### REQUIREMENT
Copy every line of the listing that holds the string "components".

### STORED DATA
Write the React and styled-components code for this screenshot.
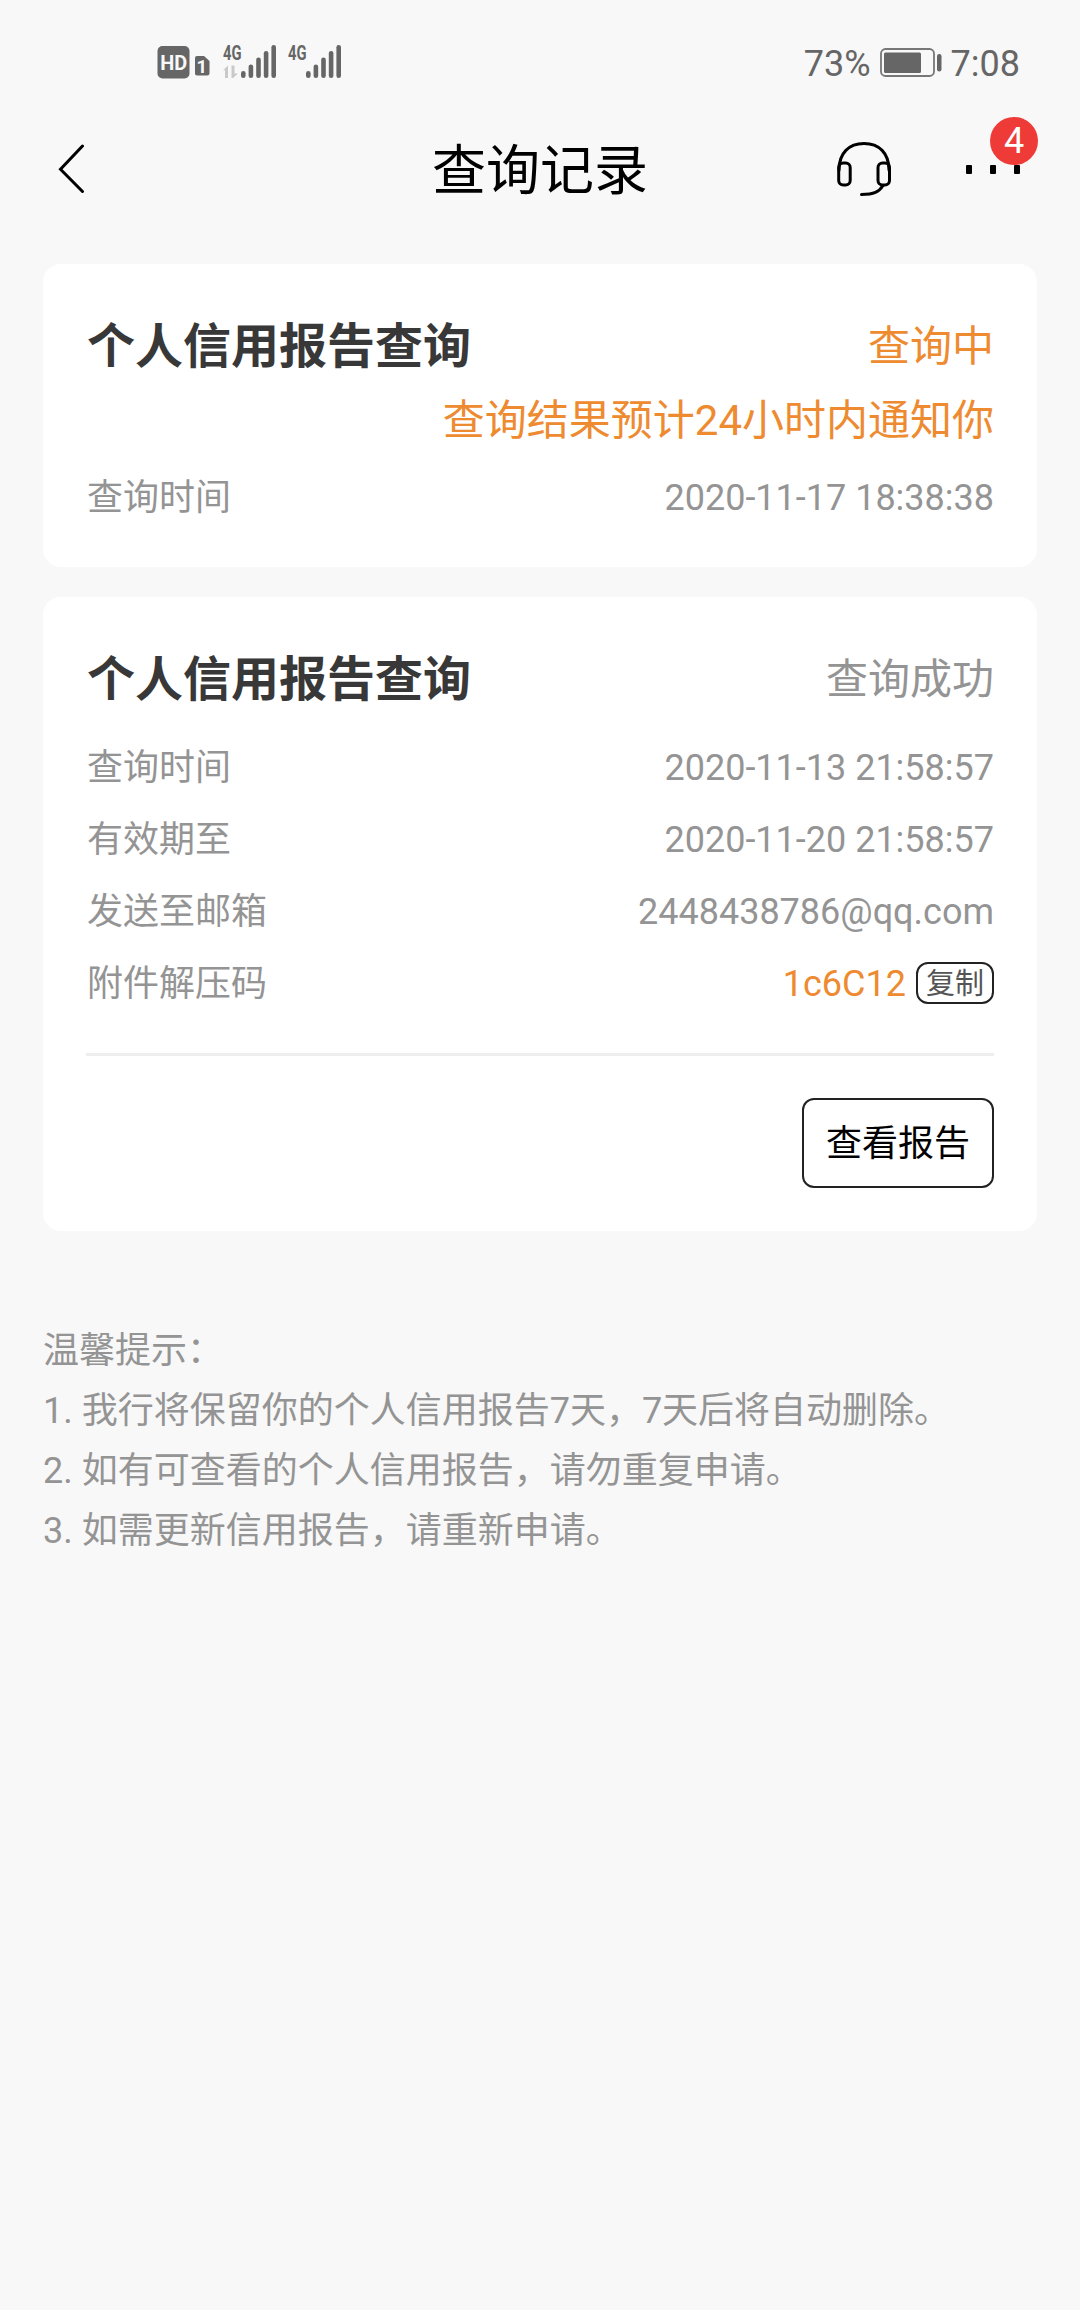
import React from 'react'
import styled, {createGlobalStyle} from 'styled-components';

const GlobalStyle = createGlobalStyle`
  body {
    margin: 0;
    background-color: #f8f8f8;
    font-family: Roboto, "Noto Sans CJK SC", sans-serif;
  }
`;

const Container = styled.div`
  min-height: 2310px;
  background-color: #f8f8f8;
  font-size: 36px;
  color: #949494;
`;

const StatusBar = styled.div`
  display: flex;
  align-items: center;
  justify-content: space-between;
  height: 84px;
  padding: 42px 60px 0 157px;
  box-sizing: border-box;
  color: #666;
`;

const StatusGroup = styled.div`
  display: flex;
  align-items: center;
  height: 42px;
  line-height: 42px;
`;

const StatusText = styled.span`
  padding-top: 2px;
`;

const BatteryIcon = styled.svg`
  margin: 0 8px 0 9px;
`;

const Navbar = styled.div`
  display: grid;
  grid-template-columns: 1fr auto 1fr;
  align-items: center;
  height: 170px;
  padding: 0 57px;
  box-sizing: border-box;
`;

const PageTitle = styled.h1`
  margin: 0;
  padding-top: 6px;
  font-size: 54px;
  font-weight: 400;
  line-height: 80px;
  color: #000;
`;

const Actions = styled.div`
  display: flex;
  align-items: center;
  justify-content: flex-end;
  gap: 74px;
`;

const More = styled.div`
  position: relative;
  display: flex;
  justify-content: space-between;
  width: 54px;
  margin-right: 3px;
`;

const Dot = styled.span`
  width: 6px;
  height: 9px;
  border-radius: 1px;
  background-color: #000;
`;

const Badge = styled.span`
  position: absolute;
  top: -48px;
  right: -18px;
  width: 48px;
  height: 48px;
  border-radius: 50%;
  background-color: #ee3b37;
  color: white;
  line-height: 49px;
  text-align: center;
`;

const List = styled.div`
  display: flex;
  flex-direction: column;
  gap: 30px;
  padding: 10px 43px 0;
`;

const Card = styled.div`
  padding: 45px 43px 43px;
  border-radius: 18px;
  background-color: #fff;
`;

const CardTop = styled.div`
  display: flex;
  align-items: center;
  justify-content: space-between;
  height: 76px;
  padding-left: 1px;
`;

const CardTitle = styled.h2`
  margin: 0;
  font-size: 48px;
  font-weight: 700;
  line-height: 76px;
  color: #383838;
`;

const Status = styled.span`
  font-size: 42px;
  line-height: 76px;
  color: ${props => props.$pending ? '#ee8a30' : '#949494'};
`;

const Notice = styled.div`
  height: 72px;
  font-size: 42px;
  line-height: 72px;
  text-align: right;
  color: #ee8a30;
`;

const Rows = styled.div`
  padding-top: ${props => props.$tight ? '5px' : '14px'};
  margin-bottom: ${props => props.$tight ? '-10px' : '33px'};
`;

const Row = styled.div`
  display: flex;
  align-items: center;
  justify-content: space-between;
  height: 72px;
  padding-left: 1px;
  line-height: 72px;
`;

const RowValue = styled.span`
  display: flex;
  align-items: center;
`;

const Code = styled.span`
  color: #ee8a30;
`;

const CopyButton = styled.button`
  width: 78px;
  height: 42px;
  margin: 0 0 2px 10px;
  padding: 2px 0 0;
  border: 2px solid #222;
  border-radius: 12px;
  background: none;
  color: #555;
  font-family: inherit;
  font-size: 29px;
  line-height: 36px;
`;

const Hr = styled.hr`
  height: 3px;
  margin: 0;
  border: none;
  background-color: #eee;
`;

const CardBottom = styled.div`
  display: flex;
  justify-content: flex-end;
  padding-top: 42px;
`;

const ReportButton = styled.button`
  width: 192px;
  height: 90px;
  padding: 2px 0 0;
  border: 2px solid #222;
  border-radius: 12px;
  background: none;
  color: #000;
  font-family: inherit;
  font-size: 36px;
  line-height: 84px;
`;

const Tips = styled.div`
  padding: 90px 43px 0;
`;

const Tip = styled.p`
  margin: 0;
  height: 60px;
  line-height: 60px;
`;

const records = [
    {
        id: 1,
        status: '查询中',
        pending: true,
        notice: '查询结果预计24小时内通知你',
        rows: [
            {label: '查询时间', value: '2020-11-17 18:38:38'},
        ],
    },
    {
        id: 2,
        status: '查询成功',
        rows: [
            {label: '查询时间', value: '2020-11-13 21:58:57'},
            {label: '有效期至', value: '2020-11-20 21:58:57'},
            {label: '发送至邮箱', value: '2448438786@qq.com'},
            {label: '附件解压码', code: '1c6C12'},
        ],
    },
];

const tips = [
    '温馨提示：',
    '1. 我行将保留你的个人信用报告7天，7天后将自动删除。',
    '2. 如有可查看的个人信用报告，请勿重复申请。',
    '3. 如需更新信用报告，请重新申请。',
];

const barTops = [29, 22.5, 15.5, 9, 3];

const Signal = ({x}) => (
    <g>
        <text x={x} y="17.5" fontSize="20" fontWeight="700" textLength="18.5" lengthAdjust="spacingAndGlyphs">4G</text>
        {barTops.map((top, i) => (
            <rect key={top} x={x + 18 + i * 7.6} y={top} width="4.6" height={36 - top} rx="2.3"/>
        ))}
    </g>
);

const Network = () => (
    <svg width="190" height="42" viewBox="0 0 190 42" fill="#666" fontFamily="Roboto, sans-serif">
        <rect x="0.5" y="4" width="32" height="32.5" rx="5"/>
        <text x="3.2" y="27.5" fontSize="20" fontWeight="700" fill="#f8f8f8" textLength="27" lengthAdjust="spacingAndGlyphs">HD</text>
        <path d="M40 14h7l5.500 5v12a2.500 2.500 0 0 1-2.500 2.500H40a2 2 0 0 1-2-2V16a2 2 0 0 1 2-2z"/>
        <text x="39.500" y="31" fontSize="18.5" fontWeight="700" fill="#f8f8f8">1</text>
        <path d="M66 28.500l5-5v12.500h-3v-8zM74.500 23.500h3v8h3.500l-5 4.500h-1.500z" fill="#c9c9c9"/>
        <Signal x={66}/>
        <Signal x={131}/>
    </svg>
);

const Battery = () => (
    <BatteryIcon width="63" height="30" viewBox="0 0 63 30">
        <rect x="1" y="1" width="53" height="27" rx="4.500" fill="none" stroke="#777" strokeWidth="1.800"/>
        <rect x="4" y="4.500" width="37" height="20.500" rx="1.500" fill="#666"/>
        <rect x="57" y="6" width="4.500" height="17.500" rx="2.200" fill="#666"/>
    </BatteryIcon>
);

const BackIcon = () => (
    <svg width="30" height="50" viewBox="0 0 30 50" fill="none" stroke="#000" strokeWidth="3" strokeLinecap="round">
        <path d="M25.500 2L3.500 25.300L25.500 47.500"/>
    </svg>
);

const HeadsetIcon = () => (
    <svg width="56" height="56" viewBox="0 0 56 56" fill="none" stroke="#000" strokeWidth="3" strokeLinecap="round">
        <path d="M3 29C3 12 13 2.500 28 2.500S53 12 53 29"/>
        <rect x="2.700" y="22" width="11.500" height="22" rx="4.500"/>
        <rect x="42" y="22" width="11.500" height="22" rx="4.500"/>
        <path d="M47 44.500C43 51 38 53.500 25.500 53.500"/>
    </svg>
);

const Record = ({item}) => (
    <Card>
        <CardTop>
            <CardTitle>个人信用报告查询</CardTitle>
            <Status $pending={item.pending}>{item.status}</Status>
        </CardTop>
        {item.notice && <Notice>{item.notice}</Notice>}
        <Rows $tight={item.pending}>
            {item.rows.map(row => (
                <Row key={row.label}>
                    <span>{row.label}</span>
                    <RowValue>
                        {row.value}
                        {row.code && <Code>{row.code}</Code>}
                        {row.code && <CopyButton>复制</CopyButton>}
                    </RowValue>
                </Row>
            ))}
        </Rows>
        {!item.pending && (
            <>
                <Hr/>
                <CardBottom>
                    <ReportButton>查看报告</ReportButton>
                </CardBottom>
            </>
        )}
    </Card>
);

const App = () => {
    return (
        <Container>
            <GlobalStyle/>
            <StatusBar>
                <StatusGroup>
                    <Network/>
                </StatusGroup>
                <StatusGroup>
                    <StatusText>73%</StatusText>
                    <Battery/>
                    <StatusText>7:08</StatusText>
                </StatusGroup>
            </StatusBar>
            <Navbar>
                <BackIcon/>
                <PageTitle>查询记录</PageTitle>
                <Actions>
                    <HeadsetIcon/>
                    <More>
                        <Dot/>
                        <Dot/>
                        <Dot/>
                        <Badge>4</Badge>
                    </More>
                </Actions>
            </Navbar>
            <List>
                {records.map(item => (
                    <Record item={item} key={item.id}/>
                ))}
            </List>
            <Tips>
                {tips.map(tip => (
                    <Tip key={tip}>{tip}</Tip>
                ))}
            </Tips>
        </Container>
    )
};

export default App;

### RESULT OF THIS EXERCISE
Write the React and styled-components code for this screenshot.
import styled, {createGlobalStyle} from 'styled-components';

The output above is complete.